Après la signature par le secrétariat d’État chargé des Droits des femmes d’une convention globale avec les référents de l’entrepreneuriat comme la Caisse des dépôts, la BPI ou les réseaux professionnels féminins pour faire en sorte que l’objectif affiché de 40% de créatrices d’entreprise devienne réalité, il parait pertinent de s’intéresser de plus près à ce qui se trame du côté de la génération Y.

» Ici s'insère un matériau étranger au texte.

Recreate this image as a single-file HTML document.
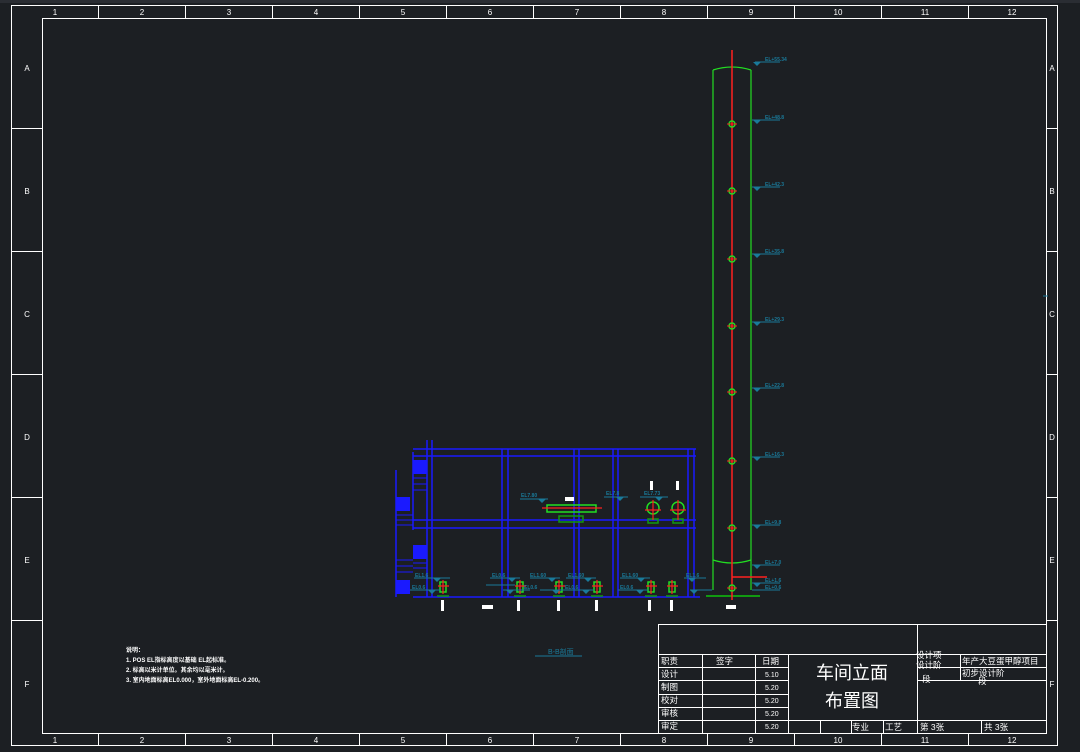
<!DOCTYPE html>
<html><head><meta charset="utf-8"><style>
html,body{margin:0;padding:0;background:#1c1f23;}
svg{display:block;}
text{font-family:"Liberation Sans","Noto Sans CJK SC",sans-serif;}
</style></head><body>
<svg width="1080" height="752" viewBox="0 0 1080 752" xmlns="http://www.w3.org/2000/svg">
<rect width="1080" height="752" fill="#1c1f23"/>
<rect width="1080" height="3" fill="#2a2d33"/>
<g stroke="#fff" stroke-width="1" fill="none">
<rect x="11.5" y="5.5" width="1046" height="740"/>
<rect x="42.5" y="18.5" width="1004" height="715"/>
<path d="M98.5 5V18M185.5 5V18M272.5 5V18M359.5 5V18M446.5 5V18M533.5 5V18M620.5 5V18M707.5 5V18M794.5 5V18M881.5 5V18M968.5 5V18
M98.5 733V745M185.5 733V745M272.5 733V745M359.5 733V745M446.5 733V745M533.5 733V745M620.5 733V745M707.5 733V745M794.5 733V745M881.5 733V745M968.5 733V745
M11 128.5H42M11 251.5H42M11 374.5H42M11 497.5H42M11 620.5H42
M1046 128.5H1057M1046 251.5H1057M1046 374.5H1057M1046 497.5H1057M1046 620.5H1057"/>
</g>
<g fill="#fff" font-size="8" text-anchor="middle">
<text x="55" y="15">1</text><text x="142" y="15">2</text><text x="229" y="15">3</text><text x="316" y="15">4</text><text x="403" y="15">5</text><text x="490" y="15">6</text><text x="577" y="15">7</text><text x="664" y="15">8</text><text x="751" y="15">9</text><text x="838" y="15">10</text><text x="925" y="15">11</text><text x="1012" y="15">12</text>
<text x="55" y="743">1</text><text x="142" y="743">2</text><text x="229" y="743">3</text><text x="316" y="743">4</text><text x="403" y="743">5</text><text x="490" y="743">6</text><text x="577" y="743">7</text><text x="664" y="743">8</text><text x="751" y="743">9</text><text x="838" y="743">10</text><text x="925" y="743">11</text><text x="1012" y="743">12</text>
<text x="27" y="71">A</text><text x="27" y="194">B</text><text x="27" y="317">C</text><text x="27" y="440">D</text><text x="27" y="563">E</text><text x="27" y="687">F</text>
<text x="1052" y="71">A</text><text x="1052" y="194">B</text><text x="1052" y="317">C</text><text x="1052" y="440">D</text><text x="1052" y="563">E</text><text x="1052" y="687">F</text>
</g>

<g stroke="#1a1aff" stroke-width="1.5" fill="none">
<path d="M413 449H696M413 456H696M413 520H696M413 528H696M413 597H700"/>
<path d="M427 440V597M432 440V597M502 449V597M508 449V597M574 449V597M579 449V597M613 449V597M618 449V597M688 449V597M694 449V597"/>
<path d="M413 452V530M396 470V597"/>
</g>
<g fill="#1a1aff">
<rect x="413" y="460" width="14" height="14"/><rect x="396" y="497" width="14" height="14"/><rect x="413" y="545" width="14" height="14"/><rect x="396" y="580" width="14" height="14"/>
</g>
<g stroke="#1a1aff" stroke-width="1">
<path d="M413 478H427M413 484H427M413 490H427M396 515H413M396 520H413M396 525H413M413 563H427M413 568H427M396 560H413M396 566H413M396 572H413"/>
</g>

<g stroke="#22dd22" stroke-width="1.5" fill="none">
<path d="M547 505H596V512H547Z"/><rect x="559" y="516" width="24" height="6" stroke="#119911"/>
<circle cx="653" cy="508" r="6"/><circle cx="678" cy="508" r="6"/>
<rect x="648" y="519" width="10" height="4" stroke="#119911"/><rect x="673" y="519" width="10" height="4" stroke="#119911"/>
<path d="M440 582h6v10h-6zM517 582h6v10h-6zM556 582h6v10h-6zM594 582h6v10h-6zM648 582h6v10h-6zM669 582h6v10h-6z"/>
<path d="M437 596h12M514 596h12M553 596h12M591 596h12M645 596h12M666 596h12" stroke="#119911"/>
<path d="M706 596H760" stroke="#119911" stroke-width="2"/>
</g>
<g stroke="#ff2020" stroke-width="1.2">
<path d="M542 508H602M653 500V520M645 510H661M678 500V520M670 510H686"/>
<path d="M443 580V594M438 586H449M520 580V594M515 586H526M559 580V594M554 586H565M597 580V594M592 586H603M651 580V594M646 586H657M672 580V594M667 586H678"/>
</g>
<g fill="#fff">
<rect x="565" y="497" width="9" height="4"/><rect x="650" y="481" width="3" height="9"/><rect x="676" y="481" width="3" height="9"/>
<rect x="441" y="600" width="3" height="11"/><rect x="482" y="605" width="11" height="4"/><rect x="517" y="600" width="3" height="11"/><rect x="557" y="600" width="3" height="11"/><rect x="595" y="600" width="3" height="11"/><rect x="648" y="600" width="3" height="11"/><rect x="670" y="600" width="3" height="11"/><rect x="726" y="605" width="10" height="4"/>
</g>
<g stroke="#1a7a9a" stroke-width="1">
<path d="M414 578H450M410 590H440M490 578H520M486 585H515M503 590H530M540 590H570M530 578H560M566 578H596M564 590H594M620 578H650M618 590H648M684 578H706M690 590H712M520 499H548M604 497H628M640 497H668"/>
<path d="M755 62H780M752 120H780M752 187H780M752 254H780M752 322H780M752 388H780M752 457H780M752 525H780M752 565H780M752 583H780M752 590H780"/>
</g>
<g fill="#1a7a9a">
<path d="M753 62h8l-4 4z M753 120h8l-4 4z M753 187h8l-4 4z M753 254h8l-4 4z M753 322h8l-4 4z M753 388h8l-4 4z M753 457h8l-4 4z M753 525h8l-4 4z M753 565h8l-4 4z M753 583h8l-4 4z"/>
<path d="M433 578h8l-4 4zM428 590h8l-4 4zM508 578h8l-4 4zM506 590h8l-4 4zM548 578h8l-4 4zM552 590h8l-4 4zM584 578h8l-4 4zM582 590h8l-4 4zM637 578h8l-4 4zM636 590h8l-4 4zM688 578h8l-4 4zM690 590h8l-4 4zM538 499h8l-4 4zM616 497h8l-4 4zM655 497h8l-4 4z"/>
</g>
<g fill="#1a7a9a" font-size="5" font-weight="bold">
<text x="765" y="61">EL+55.34</text><text x="765" y="119">EL+48.8</text><text x="765" y="186">EL+42.3</text><text x="765" y="253">EL+35.8</text><text x="765" y="321">EL+29.3</text><text x="765" y="387">EL+22.8</text><text x="765" y="456">EL+16.3</text><text x="765" y="524">EL+9.8</text><text x="765" y="564">EL+7.0</text><text x="765" y="582">EL+1.6</text><text x="765" y="589">EL+0.6</text>
<text x="415" y="577">EL1.6</text><text x="412" y="589">EL0.6</text><text x="492" y="577">EL0.6</text><text x="530" y="577">EL1.60</text><text x="568" y="577">EL1.60</text><text x="524" y="589">EL0.6</text><text x="565" y="589">EL0.6</text><text x="622" y="577">EL1.60</text><text x="620" y="589">EL0.6</text><text x="686" y="577">EL1.6</text><text x="521" y="497">EL7.80</text><text x="606" y="495">EL7.8</text><text x="644" y="495">EL7.73</text>
</g>
<g fill="none" stroke="#22dd22" stroke-width="1.2">
<path d="M713 70V590M751 70V590M713 70Q732 64 751 70M713 560Q732 566 751 560"/>
</g>
<path d="M732 50V600" stroke="#ff2020" stroke-width="1.5"/>
<path d="M732 577H767" stroke="#ff2020" stroke-width="1.5"/>
<g fill="none" stroke="#22dd22" stroke-width="1.5">
<circle cx="732" cy="124" r="3"/><circle cx="732" cy="191" r="3"/><circle cx="732" cy="259" r="3"/><circle cx="732" cy="326" r="3"/><circle cx="732" cy="392" r="3"/><circle cx="732" cy="461" r="3"/><circle cx="732" cy="528" r="3"/><circle cx="732" cy="588" r="3"/>
</g>
<g stroke="#ff2020" stroke-width="1"><path d="M727 124h10M727 191h10M727 259h10M727 326h10M727 392h10M727 461h10M727 528h10M727 588h10"/></g>
<text x="548" y="654" fill="#1a7a9a" font-size="7">B-B剖面</text>
<path d="M535 656H582" stroke="#1a7a9a"/>
<g fill="#fff" font-size="6" font-weight="bold">
<text x="126" y="652">说明：</text>
<text x="126" y="662">1. POS EL指标高度以基础 EL起标准。</text>
<text x="126" y="672">2. 标高以米计单位。其余均以毫米计。</text>
<text x="126" y="682">3. 室内地面标高EL0.000，室外地面标高EL-0.200。</text>
</g>
<g stroke="#fff" stroke-width="1" fill="none">
<rect x="658.5" y="624.5" width="388" height="109"/>
<path d="M658 654.5H917M658 667.5H788M658 680.5H788M658 694.5H788M658 707.5H788M658 720.5H1046M917 654.5H1046M917 667.5H1046M917 680.5H1046"/>
<path d="M702.5 654V733M755.5 654V733M788.5 654V733M917.5 624V733M960.5 654V680M820.5 720V733M851.5 720V733M883.5 720V733M981.5 720V733"/>
</g>
<g fill="#fff" font-size="8.5">
<text x="661" y="664">职责</text><text x="716" y="664">签字</text><text x="762" y="664">日期</text>
<text x="661" y="677">设计</text><text x="661" y="690">制图</text><text x="661" y="703">校对</text><text x="661" y="716">审核</text><text x="661" y="729">审定</text>
<g font-size="7"><text x="765" y="677">5.10</text><text x="765" y="690">5.20</text><text x="765" y="703">5.20</text><text x="765" y="716">5.20</text><text x="765" y="729">5.20</text></g>
<text x="852" y="730">专业</text><text x="885" y="730">工艺</text><text x="920" y="730">第 3张</text><text x="984" y="730">共 3张</text>
<text x="916" y="658">设计项</text><text x="916" y="668">设计阶</text><text x="922" y="682">段</text>
<text x="962" y="664">年产大豆蛋甲醇项目</text><text x="962" y="676">初步设计阶</text><text x="978" y="684">段</text>
</g>
<text x="852" y="679" fill="#fff" font-size="18" text-anchor="middle">车间立面</text>
<text x="852" y="707" fill="#fff" font-size="18" text-anchor="middle">布置图</text>
<path d="M1043 296H1048" stroke="#1a7a9a"/>
</svg>
</body></html>
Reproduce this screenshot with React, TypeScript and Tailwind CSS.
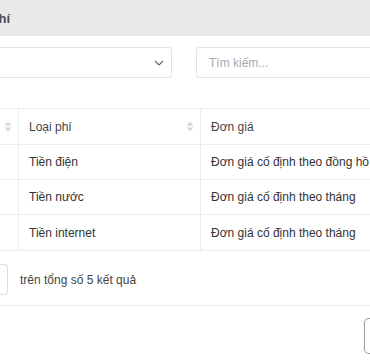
import React from "react";

const SortIcon = () => (
  <svg width="8" height="11" viewBox="0 0 8 11" className="shrink-0">
    <path d="M4 0.5 L7.5 4.5 H0.5 Z" fill="#d6d6dc" />
    <path d="M4 10.5 L7.5 6.5 H0.5 Z" fill="#d6d6dc" />
  </svg>
);

const rows: [string, string, string][] = [
  ["Tiền điện", "Đơn giá cố định theo đồng hồ", "h-[35px]"],
  ["Tiền nước", "Đơn giá cố định theo tháng", "h-[35px]"],
  ["Tiền internet", "Đơn giá cố định theo tháng", "h-[36px]"],
];

export default function App() {
  return (
    <div
      className="w-[370px] h-[360px] overflow-hidden bg-white text-[12px] text-[#333]"
      style={{ fontFamily: '"Liberation Sans", Arial, sans-serif' }}
    >
      <div className="h-[36px] bg-[#e9e9e9] flex items-center">
        <div className="w-[10px] flex justify-end whitespace-nowrap text-[13px] font-semibold text-[#4a4a55] pt-[1px]">
          Danh sách loại phí
        </div>
      </div>

      <div className="flex gap-[24px] mt-[11px]">
        <div className="w-[172px] h-[31px] border border-[#e2e2e8] rounded-[4px] border-l-0 rounded-l-none flex items-center justify-end pr-[7px]">
          <svg width="10" height="6" viewBox="0 0 10 6">
            <path d="M1 1 L5 5 L9 1" fill="none" stroke="#666" strokeWidth="1.2" />
          </svg>
        </div>
        <div className="flex-1 h-[31px] border border-[#e2e2e8] rounded-[4px] border-r-0 rounded-r-none flex items-center pl-[12px] text-[#a8a8b0]">
          Tìm kiếm...
        </div>
      </div>

      <div className="mt-[30px] border-t border-[#ebebf0]">
        <div className="flex h-[36px] border-b border-[#ebebf0] items-center">
          <div className="w-[19px] h-full flex items-center justify-end pr-[6px] border-r border-[#ebebf0]">
            <SortIcon />
          </div>
          <div className="w-[182px] h-full flex items-center justify-between pl-[10px] pr-[6px] border-r border-[#ebebf0] text-[#444]">
            <span>Loại phí</span>
            <SortIcon />
          </div>
          <div className="flex-1 pl-[10px] text-[#444]">Đơn giá</div>
        </div>
        {rows.map(([a, b, h]) => (
          <div key={a} className={`flex ${h} border-b border-[#ebebf0] items-center`}>
            <div className="w-[19px] h-full border-r border-[#ebebf0]" />
            <div className="w-[182px] h-full flex items-center pl-[10px] border-r border-[#ebebf0]">
              {a}
            </div>
            <div className="flex-1 pl-[10px] whitespace-nowrap">{b}</div>
          </div>
        ))}
      </div>

      <div className="flex items-center mt-[13px] h-[31px]">
        <div className="w-[8px] h-full border border-l-0 border-[#dcdce2] rounded-r-[4px]" />
        <span className="ml-[12px] text-[#444]">trên tổng số 5 kết quả</span>
      </div>

      <div className="mt-[10px] border-t border-[#ededf0]" />

      <div className="flex justify-end mt-[12px]">
        <div className="w-[6px] h-[36px] border border-r-0 border-[#9a9aa2] rounded-l-[5px]" />
      </div>
    </div>
  );
}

Pour rappel, entre 28% et 32% des entreprises nouvellement créées le sont par des femmes. Un chiffre acceptable par rapport à la moyenne européenne. Mais que signifient ces pourcentages si nous omettons de les rapporter, d’abord, aux espoirs déçus ? Car le pourcentage de création projetée entre hommes et femmes est quasiment équivalent ; il y a donc une déperdition de projets plus importante chez les femmes. Ensuite, il faut mettre ce chiffre en perspective du nombre d’échecs car, après 3 ans – seuil consacrant la pérennité de l’entreprise -, le nombre de projets montés par des femmes chute. Enfin, leur entreprise demeure trop souvent de toute petite taille. Il y a de manière récurrente et malgré les outils mis en place une difficulté certaine à se développer, liée tant à des facteurs externes (accès aux financements, filières de formation moins bien adaptées…) qu’à des freins internes dus aux stéréotypes qui perdurent : l’entrepreneur se décline au masculin, les femmes ont peur des risques, manquent de vision…

L’ambitieux objectif de 40 % requiert-il une mobilisation de tous les acteurs ? Certes, cela pourra être utile, mais en se penchant sur les Y, nous découvrons une bonne surprise : les jeunes filles et jeunes femmes créeront peut être davantage que leurs congénères masculins dans les années qui viennent, et souvent en duo avec eux.

Être sa propre patronne

Les jeunes semblent en effet fort désireux de créer leur entreprise, les filles plus que les garçons. Celles-ci anticipent qu’elles seront déçues du salariat, sont lucides sur le fait que le plafond de verre perdure, revendiquent plus que jamais de pouvoir articuler vie personnelle et vie professionnelle, et sont davantage touchées par le chômage… Créer leur entreprise, c’est créer leur activité, travailler « à leur mode » et en fonction de leur timing. La réussite de leur projet fait partie intégrante de la réussite de leur chemin personnel.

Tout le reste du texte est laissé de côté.